ENTRIES PROVIDED ->
************
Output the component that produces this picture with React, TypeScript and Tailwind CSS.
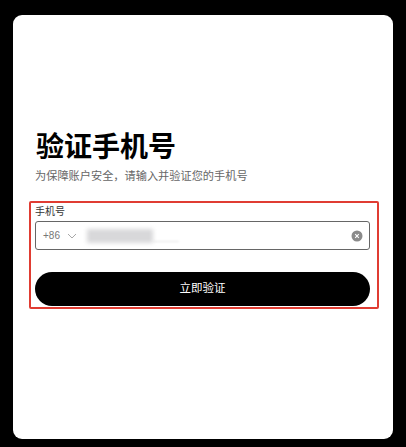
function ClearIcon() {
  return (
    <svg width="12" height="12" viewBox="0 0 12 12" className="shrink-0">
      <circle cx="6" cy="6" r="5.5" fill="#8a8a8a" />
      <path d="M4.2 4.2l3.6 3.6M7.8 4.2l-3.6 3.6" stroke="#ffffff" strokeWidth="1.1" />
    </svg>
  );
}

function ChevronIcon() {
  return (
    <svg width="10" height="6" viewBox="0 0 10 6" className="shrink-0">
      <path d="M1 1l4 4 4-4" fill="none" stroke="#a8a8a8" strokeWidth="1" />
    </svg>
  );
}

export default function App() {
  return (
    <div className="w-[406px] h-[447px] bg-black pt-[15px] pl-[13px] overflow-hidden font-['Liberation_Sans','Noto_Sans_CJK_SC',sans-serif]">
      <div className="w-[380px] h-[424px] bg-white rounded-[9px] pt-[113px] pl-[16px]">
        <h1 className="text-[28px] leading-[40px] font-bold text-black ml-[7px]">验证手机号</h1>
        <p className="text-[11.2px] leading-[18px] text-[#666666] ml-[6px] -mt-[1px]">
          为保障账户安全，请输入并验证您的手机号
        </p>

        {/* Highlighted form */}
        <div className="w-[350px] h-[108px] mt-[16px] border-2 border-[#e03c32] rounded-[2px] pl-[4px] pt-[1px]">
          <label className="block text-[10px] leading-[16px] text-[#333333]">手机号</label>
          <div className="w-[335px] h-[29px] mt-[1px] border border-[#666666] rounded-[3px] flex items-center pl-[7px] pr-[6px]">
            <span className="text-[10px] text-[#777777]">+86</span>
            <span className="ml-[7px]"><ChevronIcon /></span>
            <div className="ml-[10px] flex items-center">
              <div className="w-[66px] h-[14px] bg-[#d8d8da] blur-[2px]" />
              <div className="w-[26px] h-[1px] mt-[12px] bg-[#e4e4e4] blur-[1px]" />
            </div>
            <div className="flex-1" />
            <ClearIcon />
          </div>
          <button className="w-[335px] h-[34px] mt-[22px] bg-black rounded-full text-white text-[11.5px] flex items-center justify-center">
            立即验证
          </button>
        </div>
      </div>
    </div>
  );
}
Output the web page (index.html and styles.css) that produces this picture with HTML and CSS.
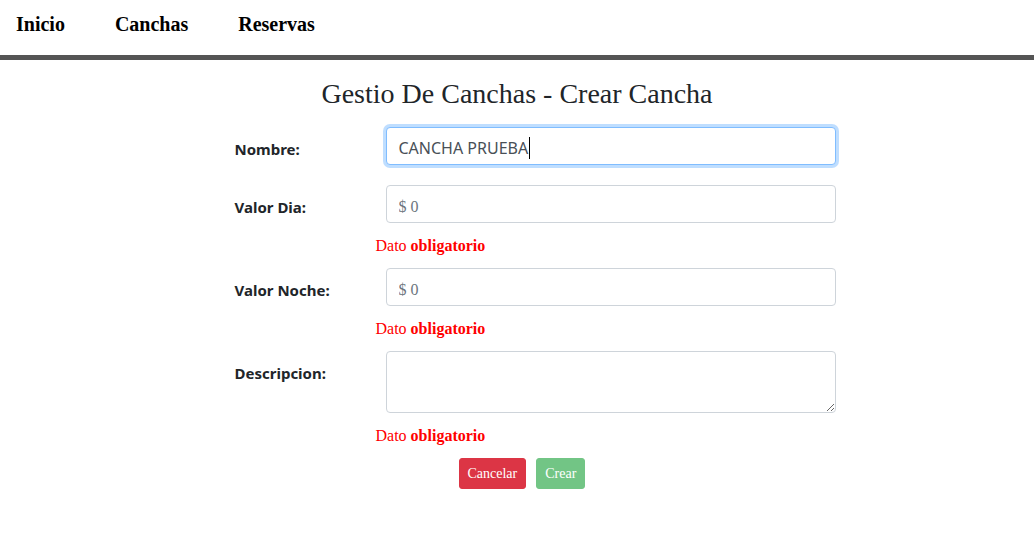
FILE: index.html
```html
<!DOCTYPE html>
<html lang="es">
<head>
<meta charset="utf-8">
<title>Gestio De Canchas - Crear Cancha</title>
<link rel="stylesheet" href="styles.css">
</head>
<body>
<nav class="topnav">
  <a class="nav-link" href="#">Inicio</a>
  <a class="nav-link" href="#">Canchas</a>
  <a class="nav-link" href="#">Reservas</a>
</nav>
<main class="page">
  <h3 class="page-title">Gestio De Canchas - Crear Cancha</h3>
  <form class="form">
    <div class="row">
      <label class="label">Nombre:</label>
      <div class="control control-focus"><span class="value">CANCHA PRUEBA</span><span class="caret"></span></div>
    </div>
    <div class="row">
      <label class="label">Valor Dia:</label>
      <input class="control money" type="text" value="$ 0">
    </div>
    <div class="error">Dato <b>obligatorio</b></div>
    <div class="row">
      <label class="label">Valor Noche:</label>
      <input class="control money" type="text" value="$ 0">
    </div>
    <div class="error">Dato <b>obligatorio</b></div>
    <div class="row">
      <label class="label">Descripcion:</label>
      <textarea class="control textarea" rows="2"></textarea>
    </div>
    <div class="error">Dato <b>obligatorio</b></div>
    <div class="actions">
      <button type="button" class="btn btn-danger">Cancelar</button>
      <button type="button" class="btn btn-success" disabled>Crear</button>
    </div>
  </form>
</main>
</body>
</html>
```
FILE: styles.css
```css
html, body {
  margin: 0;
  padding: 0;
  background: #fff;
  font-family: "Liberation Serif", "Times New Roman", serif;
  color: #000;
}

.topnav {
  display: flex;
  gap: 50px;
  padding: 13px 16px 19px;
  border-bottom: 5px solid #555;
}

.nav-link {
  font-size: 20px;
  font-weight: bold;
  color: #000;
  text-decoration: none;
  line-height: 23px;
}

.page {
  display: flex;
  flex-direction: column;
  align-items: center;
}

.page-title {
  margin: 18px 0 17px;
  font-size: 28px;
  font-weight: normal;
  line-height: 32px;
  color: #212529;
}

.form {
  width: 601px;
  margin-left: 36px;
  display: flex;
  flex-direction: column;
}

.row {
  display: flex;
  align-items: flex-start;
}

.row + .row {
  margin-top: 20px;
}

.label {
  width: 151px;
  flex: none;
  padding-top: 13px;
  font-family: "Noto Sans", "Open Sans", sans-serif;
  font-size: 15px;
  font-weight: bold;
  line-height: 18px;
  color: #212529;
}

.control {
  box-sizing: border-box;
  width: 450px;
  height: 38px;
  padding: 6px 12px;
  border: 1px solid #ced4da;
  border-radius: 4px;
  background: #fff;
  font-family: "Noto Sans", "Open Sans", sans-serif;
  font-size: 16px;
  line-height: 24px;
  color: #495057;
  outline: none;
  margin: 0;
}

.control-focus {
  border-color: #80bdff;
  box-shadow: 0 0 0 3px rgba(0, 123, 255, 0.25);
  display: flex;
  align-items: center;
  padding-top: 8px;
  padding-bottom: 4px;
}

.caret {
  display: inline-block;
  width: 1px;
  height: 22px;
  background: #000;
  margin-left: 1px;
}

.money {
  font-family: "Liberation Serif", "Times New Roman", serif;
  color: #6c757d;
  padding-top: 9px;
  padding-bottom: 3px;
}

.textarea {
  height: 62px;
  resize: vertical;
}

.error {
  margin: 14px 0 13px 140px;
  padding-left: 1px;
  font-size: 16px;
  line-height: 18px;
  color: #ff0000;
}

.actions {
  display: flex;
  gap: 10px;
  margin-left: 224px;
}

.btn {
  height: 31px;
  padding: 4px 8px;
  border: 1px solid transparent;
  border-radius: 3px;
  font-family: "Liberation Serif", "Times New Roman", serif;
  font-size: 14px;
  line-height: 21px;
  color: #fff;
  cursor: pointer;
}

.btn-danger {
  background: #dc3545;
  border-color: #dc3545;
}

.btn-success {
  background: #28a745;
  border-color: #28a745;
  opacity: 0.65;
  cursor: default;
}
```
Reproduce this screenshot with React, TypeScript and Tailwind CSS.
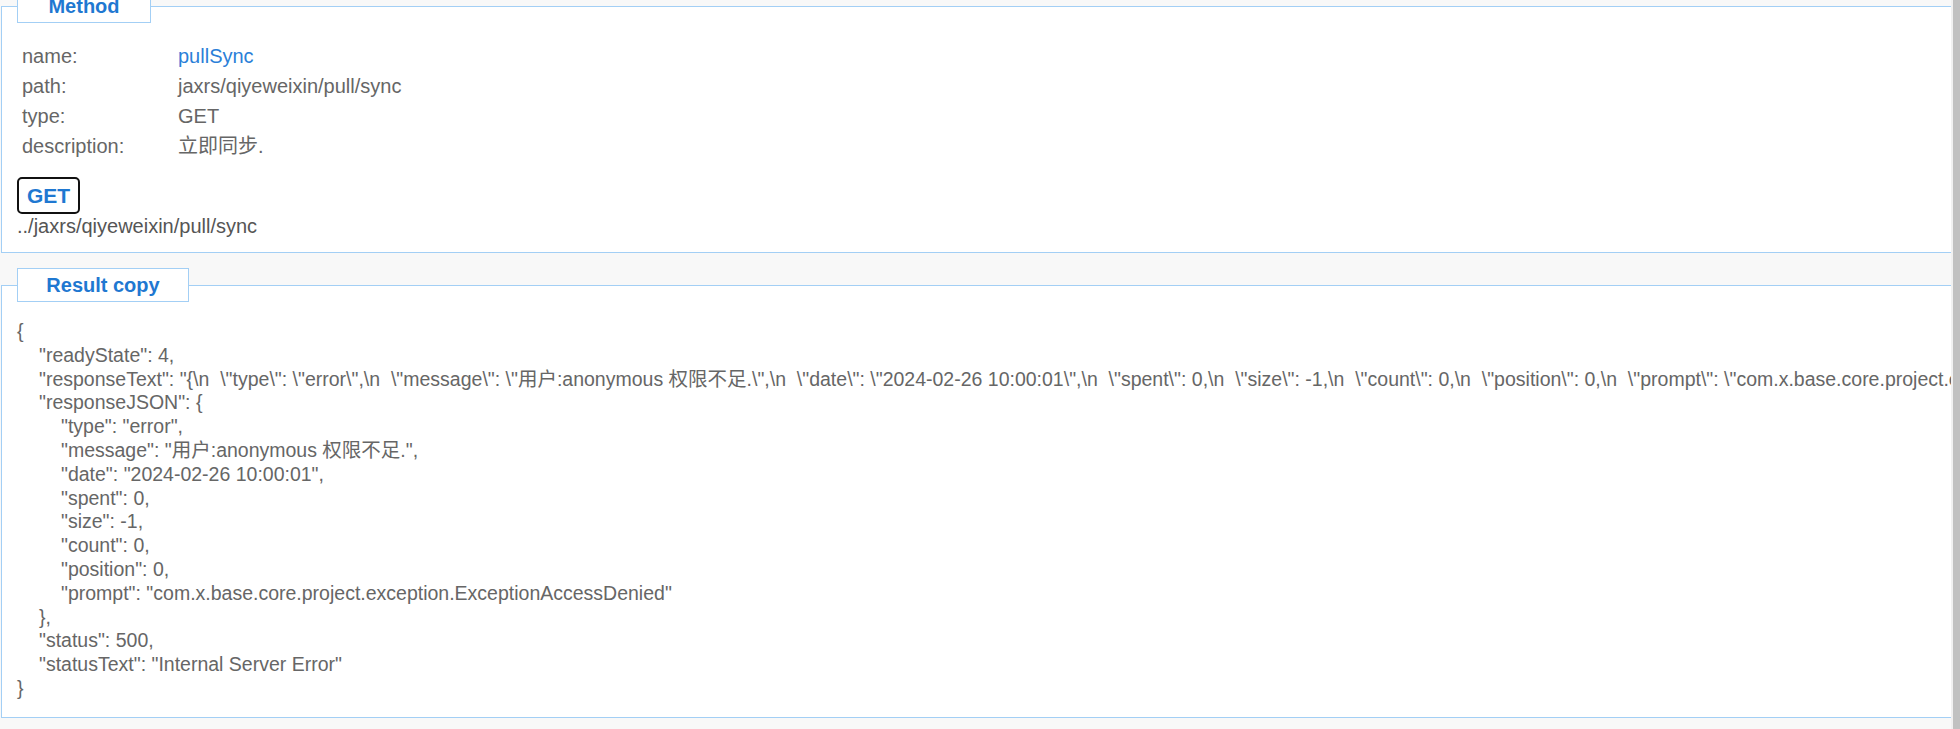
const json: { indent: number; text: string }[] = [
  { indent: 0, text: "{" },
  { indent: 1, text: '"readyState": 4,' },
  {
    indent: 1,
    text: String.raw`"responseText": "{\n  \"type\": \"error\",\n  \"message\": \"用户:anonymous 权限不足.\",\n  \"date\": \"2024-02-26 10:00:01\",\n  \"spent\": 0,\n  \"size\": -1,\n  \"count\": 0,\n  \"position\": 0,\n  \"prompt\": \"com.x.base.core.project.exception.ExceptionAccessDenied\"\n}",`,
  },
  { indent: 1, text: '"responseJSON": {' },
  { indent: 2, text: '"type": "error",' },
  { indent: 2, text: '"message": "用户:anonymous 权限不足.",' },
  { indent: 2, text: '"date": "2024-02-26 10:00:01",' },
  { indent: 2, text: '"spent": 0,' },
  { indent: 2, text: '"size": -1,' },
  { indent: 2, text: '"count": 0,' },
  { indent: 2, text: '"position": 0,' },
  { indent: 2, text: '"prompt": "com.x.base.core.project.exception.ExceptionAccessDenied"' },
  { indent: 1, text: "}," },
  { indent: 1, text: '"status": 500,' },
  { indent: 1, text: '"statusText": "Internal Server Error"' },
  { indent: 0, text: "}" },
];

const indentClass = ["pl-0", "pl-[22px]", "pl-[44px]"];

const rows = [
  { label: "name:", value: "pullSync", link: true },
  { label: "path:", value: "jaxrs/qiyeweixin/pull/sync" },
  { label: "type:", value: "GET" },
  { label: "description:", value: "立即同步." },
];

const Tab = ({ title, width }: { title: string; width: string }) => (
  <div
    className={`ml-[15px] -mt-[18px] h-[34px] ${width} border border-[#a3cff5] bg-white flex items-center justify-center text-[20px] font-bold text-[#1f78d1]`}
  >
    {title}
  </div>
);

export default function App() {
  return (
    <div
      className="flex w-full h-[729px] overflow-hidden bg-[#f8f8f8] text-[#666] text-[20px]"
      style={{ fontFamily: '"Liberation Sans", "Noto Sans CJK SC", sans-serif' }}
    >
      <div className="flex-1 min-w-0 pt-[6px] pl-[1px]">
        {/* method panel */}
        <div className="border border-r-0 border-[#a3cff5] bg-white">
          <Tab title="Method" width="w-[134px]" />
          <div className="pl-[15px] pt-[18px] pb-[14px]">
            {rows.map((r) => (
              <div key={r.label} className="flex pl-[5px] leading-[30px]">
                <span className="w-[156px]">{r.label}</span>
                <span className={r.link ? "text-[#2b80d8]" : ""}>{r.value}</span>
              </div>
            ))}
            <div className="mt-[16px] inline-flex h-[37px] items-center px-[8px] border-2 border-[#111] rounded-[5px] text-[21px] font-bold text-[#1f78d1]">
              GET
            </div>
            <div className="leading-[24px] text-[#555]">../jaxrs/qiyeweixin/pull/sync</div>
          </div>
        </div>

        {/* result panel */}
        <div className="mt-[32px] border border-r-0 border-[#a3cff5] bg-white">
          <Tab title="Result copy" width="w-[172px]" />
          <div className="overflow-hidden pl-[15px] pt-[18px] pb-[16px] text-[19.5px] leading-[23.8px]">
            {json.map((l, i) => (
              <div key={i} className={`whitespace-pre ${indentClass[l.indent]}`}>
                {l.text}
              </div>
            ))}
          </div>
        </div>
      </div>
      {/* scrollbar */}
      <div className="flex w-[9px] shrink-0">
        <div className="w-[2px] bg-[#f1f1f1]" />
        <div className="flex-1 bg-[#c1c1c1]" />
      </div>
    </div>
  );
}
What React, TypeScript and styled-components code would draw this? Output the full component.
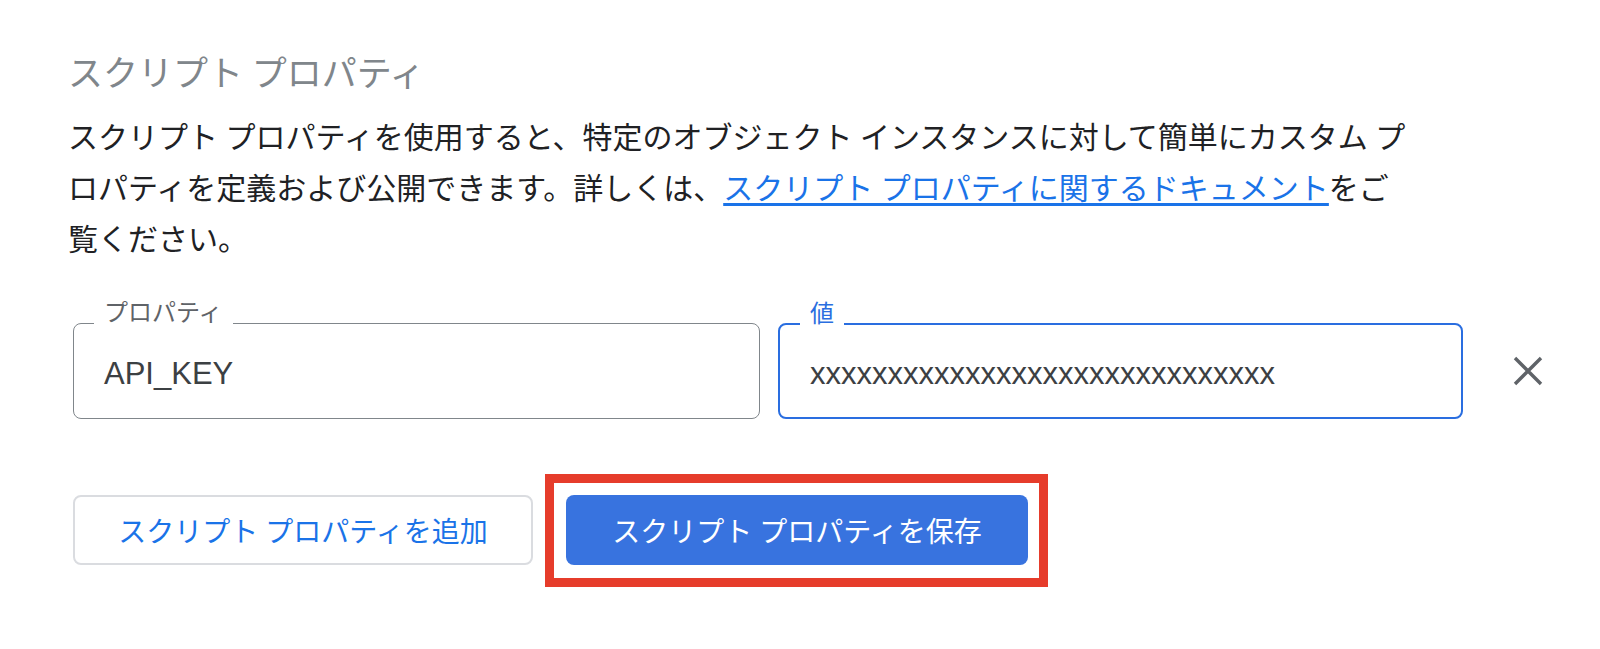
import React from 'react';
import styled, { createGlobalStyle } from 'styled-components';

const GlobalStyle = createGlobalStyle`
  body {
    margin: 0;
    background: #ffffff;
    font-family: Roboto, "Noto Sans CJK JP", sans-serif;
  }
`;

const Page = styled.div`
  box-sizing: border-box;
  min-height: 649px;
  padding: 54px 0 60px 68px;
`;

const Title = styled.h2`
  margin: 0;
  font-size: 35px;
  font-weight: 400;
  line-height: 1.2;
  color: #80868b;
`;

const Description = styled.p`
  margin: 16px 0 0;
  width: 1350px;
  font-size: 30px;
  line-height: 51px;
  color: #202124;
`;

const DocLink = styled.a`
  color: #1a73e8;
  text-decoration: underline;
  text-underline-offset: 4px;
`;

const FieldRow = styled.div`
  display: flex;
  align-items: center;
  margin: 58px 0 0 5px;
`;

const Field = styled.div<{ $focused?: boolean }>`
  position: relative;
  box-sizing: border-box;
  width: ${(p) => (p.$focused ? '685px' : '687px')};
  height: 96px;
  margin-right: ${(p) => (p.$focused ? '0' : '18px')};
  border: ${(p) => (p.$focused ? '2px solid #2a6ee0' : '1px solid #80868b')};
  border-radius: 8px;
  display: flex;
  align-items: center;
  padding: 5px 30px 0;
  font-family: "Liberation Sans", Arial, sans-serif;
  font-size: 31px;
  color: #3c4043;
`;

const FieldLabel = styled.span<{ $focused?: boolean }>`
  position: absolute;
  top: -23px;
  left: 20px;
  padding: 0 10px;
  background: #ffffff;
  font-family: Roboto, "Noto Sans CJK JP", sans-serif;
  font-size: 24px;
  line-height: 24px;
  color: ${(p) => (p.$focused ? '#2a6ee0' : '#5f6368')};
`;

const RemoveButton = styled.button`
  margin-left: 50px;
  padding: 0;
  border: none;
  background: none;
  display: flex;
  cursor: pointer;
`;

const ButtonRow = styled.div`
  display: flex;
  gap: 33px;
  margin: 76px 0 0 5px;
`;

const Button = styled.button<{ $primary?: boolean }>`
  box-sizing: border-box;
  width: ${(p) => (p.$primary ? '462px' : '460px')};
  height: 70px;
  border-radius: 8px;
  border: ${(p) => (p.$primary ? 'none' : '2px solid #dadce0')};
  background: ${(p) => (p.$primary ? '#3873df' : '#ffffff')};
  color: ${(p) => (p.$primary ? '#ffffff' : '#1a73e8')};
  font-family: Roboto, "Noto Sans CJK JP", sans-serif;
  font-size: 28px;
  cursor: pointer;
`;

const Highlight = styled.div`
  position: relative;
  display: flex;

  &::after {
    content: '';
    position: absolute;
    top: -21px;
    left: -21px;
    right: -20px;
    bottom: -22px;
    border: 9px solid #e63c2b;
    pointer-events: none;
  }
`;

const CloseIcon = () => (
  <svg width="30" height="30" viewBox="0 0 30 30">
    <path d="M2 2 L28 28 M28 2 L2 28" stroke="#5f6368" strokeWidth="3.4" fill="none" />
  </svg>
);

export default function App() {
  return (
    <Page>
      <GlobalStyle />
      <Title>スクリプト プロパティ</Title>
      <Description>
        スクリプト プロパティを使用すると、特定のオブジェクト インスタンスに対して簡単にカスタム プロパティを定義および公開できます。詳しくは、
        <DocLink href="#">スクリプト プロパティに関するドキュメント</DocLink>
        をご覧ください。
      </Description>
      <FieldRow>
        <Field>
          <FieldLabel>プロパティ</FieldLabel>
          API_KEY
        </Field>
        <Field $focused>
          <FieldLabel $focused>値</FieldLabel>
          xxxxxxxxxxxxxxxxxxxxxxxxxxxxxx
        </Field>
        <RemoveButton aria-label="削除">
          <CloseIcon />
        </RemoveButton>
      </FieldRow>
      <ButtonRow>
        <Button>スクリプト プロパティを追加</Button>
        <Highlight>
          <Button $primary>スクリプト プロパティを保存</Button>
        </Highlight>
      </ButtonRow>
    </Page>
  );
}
************
WRITTEN EXERCISE -> From the listing, copy every line where the string "TypeScript" appears.

TASK RESULT ->
Output the component that produces this picture with React, TypeScript and Tailwind CSS.
Reproduce this screenshot with React, TypeScript and Tailwind CSS.
What React, TypeScript and styled-components code would draw this? Output the full component.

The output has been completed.